The issue here, specifically, is that ISD::VSELECT is defined as a per-element select, and the result is undefined if any of the elements is not a boolean of the correct form (on PPC, BooleanContent for a vector requires an all-zeros or all-ones value).

It's already correct form boolean content in PPC (all-ones) after the type legalization.( That's why the result type of setcc is v16i8 not v16i1).
So all vector type bitcast to v4i32 is just a kind of canonical so that we do not need to write many patterns in td.

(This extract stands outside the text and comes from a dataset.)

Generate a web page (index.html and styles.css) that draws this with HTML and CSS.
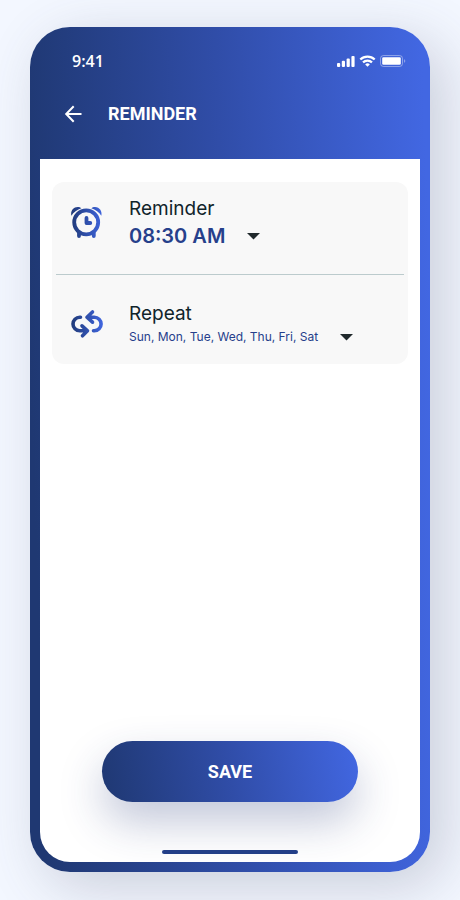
FILE: index.html
```
<!DOCTYPE html>
<html lang="en">
<head>
    <meta charset="UTF-8">
    <meta name="viewport" content="width=device-width, initial-scale=1.0">
    <title>Reminder</title>
    <link rel="stylesheet" href="styles.css">
</head>
<body>
    <div class="phone">
        <header class="header">
            <div class="status-bar">
                <span class="clock">9:41</span>
                <svg class="status-icons" width="69" height="13" viewBox="0 0 69 13" fill="#fff" aria-hidden="true">
                    <rect x="0" y="8" width="3.200" height="4" rx="1"/>
                    <rect x="4.800" y="5.800" width="3.200" height="6.200" rx="1"/>
                    <rect x="9.600" y="3.500" width="3.200" height="8.500" rx="1"/>
                    <rect x="14.400" y="1" width="3.200" height="11" rx="1"/>
                    <g fill="none" stroke="#fff" stroke-width="2.200">
                        <path d="M23.300 4.500a10.300 10.300 0 0 1 14.400 0"/>
                        <path d="M26 7.400a6.400 6.400 0 0 1 9 0"/>
                    </g>
                    <path d="M28.200 9.400a3.400 3.400 0 0 1 4.600 0L30.500 11.700z"/>
                    <rect x="43.500" y=".5" width="22" height="11" rx="3" fill="none" stroke="#fff" stroke-opacity=".4"/>
                    <rect x="45.200" y="2.200" width="18.600" height="7.600" rx="1.300"/>
                    <path d="M67 4.200v3.600c.8-.3 1.300-1 1.300-1.800s-.5-1.500-1.300-1.800z" fill-opacity=".4"/>
                </svg>
            </div>
            <div class="title-bar">
                <button class="back" type="button" aria-label="Back">
                    <svg width="18" height="18" viewBox="0 0 18 18" fill="none" stroke="#fff" stroke-width="2">
                        <path d="M17.500 9H2.500M9.700 1.300L2.200 9l7.500 7.700"/>
                    </svg>
                </button>
                <h1>REMINDER</h1>
            </div>
        </header>

        <main class="screen">
            <section class="card">
                <div class="row">
                    <svg class="row-icon" width="32" height="32" viewBox="0 0 32 32" aria-hidden="true">
                        <defs>
                            <linearGradient id="blue" gradientUnits="userSpaceOnUse" x1="0" y1="0" x2="32" y2="0">
                                <stop offset="0" stop-color="#203a78"/>
                                <stop offset="1" stop-color="#4066e0"/>
                            </linearGradient>
                        </defs>
                        <g fill="none" stroke="url(#blue)">
                            <circle cx="15.200" cy="16.300" r="12" stroke-width="3.800"/>
                            <path d="M8 27v3M22.800 27v3" stroke-width="3.800" stroke-linecap="round"/>
                            <path d="M15.500 12v5H19.300" stroke-width="3.800" stroke-linecap="round" stroke-linejoin="round"/>
                        </g>
                        <path d="M.4 9.800C-.8 5.500 2 .9 6.700.9c1.500 0 2.700.4 3.700 1.300C6.300 3.400 2.400 6.200.4 9.800z" fill="url(#blue)"/>
                        <path d="M30.300 9.800C31.500 5.500 28.700.9 24 .9c-1.500 0-2.700.4-3.700 1.300 4.100 1.200 8 4 10 7.600z" fill="url(#blue)"/>
                    </svg>
                    <div class="field">
                        <label for="time">Reminder</label>
                        <div class="picker">
                            <select id="time" class="time">
                                <option>08:30 AM</option>
                            </select>
                            <svg class="caret" width="13" height="7" viewBox="0 0 13 7"><path d="M0 0h13L6.500 6.500z"/></svg>
                        </div>
                    </div>
                </div>
                <hr>
                <div class="row">
                    <svg class="row-icon" width="32" height="32" viewBox="0 0 32 32" fill="none" stroke="url(#blue)" stroke-width="3.600" stroke-linecap="round" stroke-linejoin="round" aria-hidden="true">
                        <path d="M9.500 10.200H8.800a6.500 6.500 0 0 0 0 13.600H16M11 18.800l5.500 5-5 5"/>
                        <path d="M22.500 23.800h.8a6.500 6.500 0 0 0 0-13.600H16M21.500 5l-5.500 5.200 5.500 5"/>
                    </svg>
                    <div class="field">
                        <label for="days">Repeat</label>
                        <div class="picker">
                            <select id="days" class="days">
                                <option>Sun, Mon, Tue, Wed, Thu, Fri, Sat</option>
                            </select>
                            <svg class="caret" width="13" height="7" viewBox="0 0 13 7"><path d="M0 0h13L6.500 6.500z"/></svg>
                        </div>
                    </div>
                </div>
            </section>

            <button class="save" type="button">SAVE</button>
            <div class="home-bar"></div>
        </main>
    </div>
</body>
</html>
```

FILE: styles.css
```
* {
    box-sizing: border-box;
}

body {
    display: flex;
    min-height: 100vh;
    margin: 0;
    padding: 27px 30px 28px;
    font-family: Inter, "Open Sans", sans-serif;
    background-color: #f3f7ff;
}

.phone {
    display: flex;
    flex-direction: column;
    flex: 1;
    padding: 0 10px 10px;
    border-radius: 40px;
    background: linear-gradient(88deg, #1f3872 4%, #304da8 50%, #4267e2 98%);
    box-shadow: 14px 14px 56px rgba(70, 75, 100, 0.24);
}

.header {
    height: 132px;
    padding: 24px 14px 0 24px;
    color: white;
}

.status-bar {
    display: flex;
    align-items: center;
    justify-content: space-between;
    height: 20px;
    padding-left: 8px;
}

.clock {
    font: 600 16px "Open Sans", sans-serif;
}

.title-bar {
    display: flex;
    align-items: center;
    gap: 26px;
    margin-top: 32px;
}

.back {
    display: flex;
    padding: 0;
    border: none;
    background: none;
    cursor: pointer;
}

h1 {
    margin: 0;
    font: bold 18px/22px Roboto, sans-serif;
}

.screen {
    display: flex;
    flex-direction: column;
    align-items: center;
    flex: 1;
    padding: 23px 12px 8px;
    border-radius: 0 0 30px 30px;
    background-color: white;
    overflow: hidden;
}

.card {
    width: 100%;
    padding: 13px 4px 18px;
    border-radius: 12px;
    background-color: #f8f8f8;
}

.row {
    display: flex;
    align-items: center;
    gap: 26px;
    padding-left: 15px;
}

.field label {
    display: block;
    color: #10242b;
    font-size: 19px;
    line-height: 28px;
}

hr {
    margin: 25px 0;
    border: none;
    border-top: 1px solid #bccbcd;
}

.picker {
    position: relative;
    width: fit-content;
}

select {
    display: block;
    margin: 0;
    border: none;
    background: none;
    color: #26408b;
    font-family: inherit;
    appearance: none;
    cursor: pointer;
}

.time {
    padding: 0 34px 0 0;
    font-size: 20px;
    font-weight: 600;
    line-height: 26px;
}

.days {
    padding: 0 34px 0 0;
    font-size: 12px;
    line-height: 18px;
}

.caret {
    position: absolute;
    top: calc(50% - 3px);
    right: 0;
    fill: #20292c;
    pointer-events: none;
}

.save {
    width: 72%;
    height: 61px;
    margin-top: auto;
    border: none;
    border-radius: 31px;
    background: linear-gradient(80deg, #1f3872, #304da8 50%, #4267e2);
    box-shadow: 0 20px 44px rgba(35, 55, 120, 0.28);
    color: white;
    font: bold 18px Roboto, sans-serif;
    cursor: pointer;
}

.home-bar {
    width: 136px;
    height: 4px;
    margin-top: 48px;
    border-radius: 2px;
    background-color: #233f88;
}
```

efriedma added inline comments.Sep 26 2018, 11:15 AM
llvm/trunk/lib/Target/PowerPC/PPCISelLowering.cpp
590

No, it's not the correct boolean content: the elements of the condition of a v4i32 VSELECT are required to have value 0x00000000 or 0xFFFFFFFF, but your v4i32 can have elements of the form 0x0000FF00, which is not a boolean.

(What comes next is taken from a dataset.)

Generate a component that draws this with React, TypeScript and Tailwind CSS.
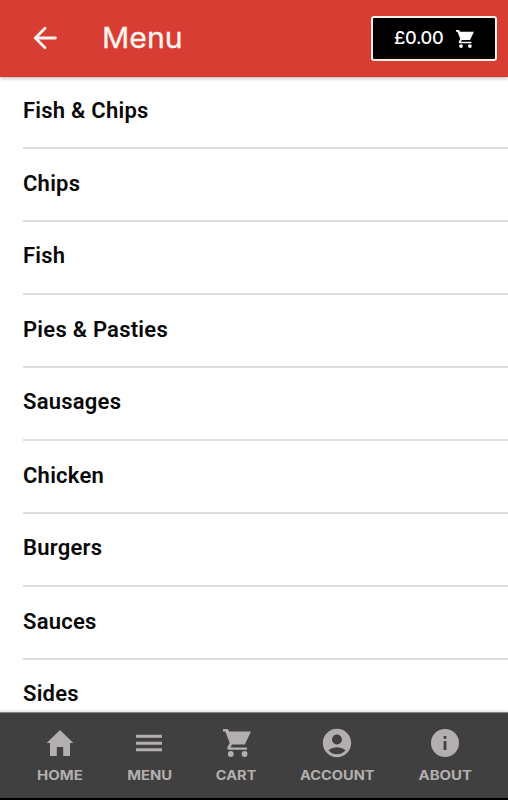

wuzish added inline comments.Nov 4 2018, 10:15 PM
llvm/trunk/lib/Target/PowerPC/PPCISelLowering.cpp
590

Yes, it's not a perfect way to simply the pattern matching lazily.

It's better to write every legal pattern in td file.

wuzish requested review of this revision.Nov 8 2018, 12:57 AM
wuzish updated this revision to Diff 173125.
wuzish edited the summary of this revision. (Show Details)

I think it's a workaround that use vsel instead of xxsel for v16i8 and v8i16. So maybe we can change back in another patch after fix the encountered failures in check-all to make the selection consistently.

lib/Target/PowerPC/PPCInstrVSX.td
1159 ↗(On Diff #173125)

I can not use this pattern since the register class of XXSEL operand is vsrc, and it does not accept v16i8 or v8i16 as following registerclass definition.

def VRRC : RegisterClass<"PPC",
                         [v16i8,v8i16,v4i32,v2i64,v1i128,v4f32,v2f64, f128],
                         128,
                         (add V2, V3, V4, V5, V0, V1, V6, V7, V8, V9, V10, V11,
                             V12, V13, V14, V15, V16, V17, V18, V19, V31, V30,
                             V29, V28, V27, V26, V25, V24, V23, V22, V21, V20)>;

// VSX register classes (the allocation order mirrors that of the corresponding
// subregister classes).
def VSLRC : RegisterClass<"PPC", [v4i32,v4f32,v2f64,v2i64], 128,
                          (add (sequence "VSL%u", 0, 13),
                               (sequence "VSL%u", 31, 14))>;
def VSRC  : RegisterClass<"PPC", [v4i32,v4f32,v2f64,v2i64], 128,
                          (add VSLRC, VRRC)>;

if I add v16i8 and v8i16 into VSRC, it will cause many failures in check-all. But now v16i8 and v8i16 can not use xxsel but vsel although VSX is available. Why does VSRC RegisterClass not contain v16i8 and v8i16 like VRRC? Should I keep the patch and add v16i8 and v8i16 into VSRC and fix the failures in check-all?

@nemanjai @hfinkel

test/CodeGen/PowerPC/vsx.ll
485 ↗(On Diff #173125)

Since the reason I comment above, xxsel can not be selected.

nemanjai added inline comments.Nov 9 2018, 1:24 PM
lib/Target/PowerPC/PPCInstrVSX.td
1159 ↗(On Diff #173125)

There's no need to add the traditional Altivec types to VSX vectors. There are very few VSX instructions that can operate on byte or halfword elements. So for the vast majority of cases, allowing them in VSX registers won't help at all.
All you need to do in this case is use COPY_TO_REGCLASS such as:

def : Pat<(v16i8 (vselect v16i8:$vA, v16i8:$vB, v16i8:$vC)),
          (XXSEL (COPY_TO_REGCLASS $vC, VSRC), 
                 (COPY_TO_REGCLASS $vB, VSRC),
                 (COPY_TO_REGCLASS $vA, VSRC))>;
wuzish added inline comments.Nov 9 2018, 7:28 PM
lib/Target/PowerPC/PPCInstrVSX.td
1159 ↗(On Diff #173125)

Thanks a lot for the information.

wuzish added inline comments.Nov 12 2018, 2:47 AM
lib/Target/PowerPC/PPCInstrVSX.td
1159 ↗(On Diff #173125)

I am afraid it can not work. I use following pattern to hack.

def : Pat<(v16i8 (vselect v16i8:$vA, v16i8:$vB, v16i8:$vC)),
          (COPY_TO_REGCLASS
                 (XXSEL (COPY_TO_REGCLASS $vC, VSRC),
                        (COPY_TO_REGCLASS $vB, VSRC),
                        (COPY_TO_REGCLASS $vA, VSRC)), VRRC)>;
wuzish marked an inline comment as done.Nov 13 2018, 7:12 AM

@efriedma @nemanjai

Gentle ping.

nemanjai accepted this revision.Nov 13 2018, 8:22 AM

LGTM now that we don't bitcast types any longer.

This revision is now accepted and ready to land.Nov 13 2018, 8:22 AM
wuzish edited the summary of this revision. (Show Details)Nov 13 2018, 6:36 PM
This revision was automatically updated to reflect the committed changes.